§ SHORT PROBLEM
Leave the pictures out and retype the lines from the beginning through the line with "import React from", both ends included.

>>>>

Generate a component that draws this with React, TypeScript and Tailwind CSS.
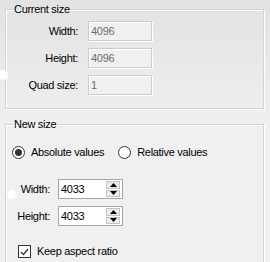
import React from "react";

function Spinner({ value }: { value: string }) {
  return (
    <div className="flex h-[20px] w-[65px] border border-[#a5a5a5] bg-white">
      <div className="flex flex-1 items-center pl-[2px] text-black">{value}</div>
      <div className="my-[1px] mr-[2px] flex w-[14px] flex-col gap-[1px]">
        <div className="flex flex-1 items-center justify-center border border-[#c4c4c4] bg-[#ececec]">
          <svg width="7" height="4" viewBox="0 0 7 4"><path d="M3.5 0L7 4H0Z" fill="#000" /></svg>
        </div>
        <div className="flex flex-1 items-center justify-center border border-[#c4c4c4] bg-[#ececec]">
          <svg width="7" height="4" viewBox="0 0 7 4"><path d="M0 0H7L3.5 4Z" fill="#000" /></svg>
        </div>
      </div>
    </div>
  );
}

function Disabled({ value }: { value: string }) {
  return (
    <div className="flex h-[20px] w-[64px] items-center border border-[#cccccc] bg-[#f0f0f0] pl-[2px] text-[#6d6d6d] shadow-[inset_1px_1px_0_#ffffff,1px_1px_0_#ffffff]">
      {value}
    </div>
  );
}

function Radio({ checked, label }: { checked?: boolean; label: string }) {
  return (
    <div className="flex items-center gap-[6px]">
      <div className="flex h-[13px] w-[13px] items-center justify-center rounded-full border border-[#333333] bg-white">
        {checked && <div className="h-[7px] w-[7px] rounded-full bg-[#333333]" />}
      </div>
      <span>{label}</span>
    </div>
  );
}

export default function App() {
  return (
    <div
      className="relative flex h-[262px] w-[270px] flex-col gap-[9px] overflow-hidden bg-gradient-to-b from-[#e2e2e2] via-[#f0f0f0] to-[#f0f0f0] pl-[5px] pr-[6px] pt-[3px] text-[11px] leading-[13px] tracking-[-0.3px] text-black"
      style={{ fontFamily: '"Liberation Sans", Arial, sans-serif' }}
    >
      <fieldset className="h-[106px] shrink-0 border border-[#d3d3d3] shadow-[inset_1px_1px_0_#ffffff,1px_1px_0_#ffffff] px-0">
        <legend className="ml-[7px] px-[1px]">Current size</legend>
        <div className="mt-[5px] grid grid-cols-[72px_64px] items-center gap-x-[10px] gap-y-[7px]">
          <span className="text-right">Width:</span>
          <Disabled value="4096" />
          <span className="text-right">Height:</span>
          <Disabled value="4096" />
          <span className="text-right">Quad size:</span>
          <Disabled value="1" />
        </div>
      </fieldset>
      <fieldset className="h-[160px] shrink-0 border border-[#d3d3d3] shadow-[inset_1px_1px_0_#ffffff,1px_1px_0_#ffffff] px-0">
        <legend className="ml-[7px] px-[1px]">New size</legend>
        <div className="ml-[6px] mt-[15px] flex gap-[14px]">
          <Radio checked label="Absolute values" />
          <Radio label="Relative values" />
        </div>
        <div className="ml-[8px] mt-[20px] grid grid-cols-[36px_65px] items-center gap-x-[8px] gap-y-[7px]">
          <span className="text-right">Width:</span>
          <Spinner value="4033" />
          <span className="text-right">Height:</span>
          <Spinner value="4033" />
        </div>
        <div className="ml-[12px] mt-[19px] flex items-center gap-[6px]">
          <div className="flex h-[13px] w-[13px] items-center justify-center border border-[#333333] bg-white">
            <svg width="9" height="8" viewBox="0 0 9 8"><path d="M1 4L3.5 6.5L8 1" stroke="#333" strokeWidth="1.3" fill="none" /></svg>
          </div>
          <span>Keep aspect ratio</span>
        </div>
      </fieldset>
      <div className="absolute left-[-2px] top-[70px] h-[10px] w-[10px] rounded-full bg-white blur-[0.5px]" />
      <div className="absolute left-[7px] top-[190px] h-[9px] w-[9px] rounded-full bg-white blur-[0.5px]" />
    </div>
  );
}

<<<<

§ OUTPUT FOR THIS EXERCISE
Generate a component that draws this with React, TypeScript and Tailwind CSS.
import React from "react";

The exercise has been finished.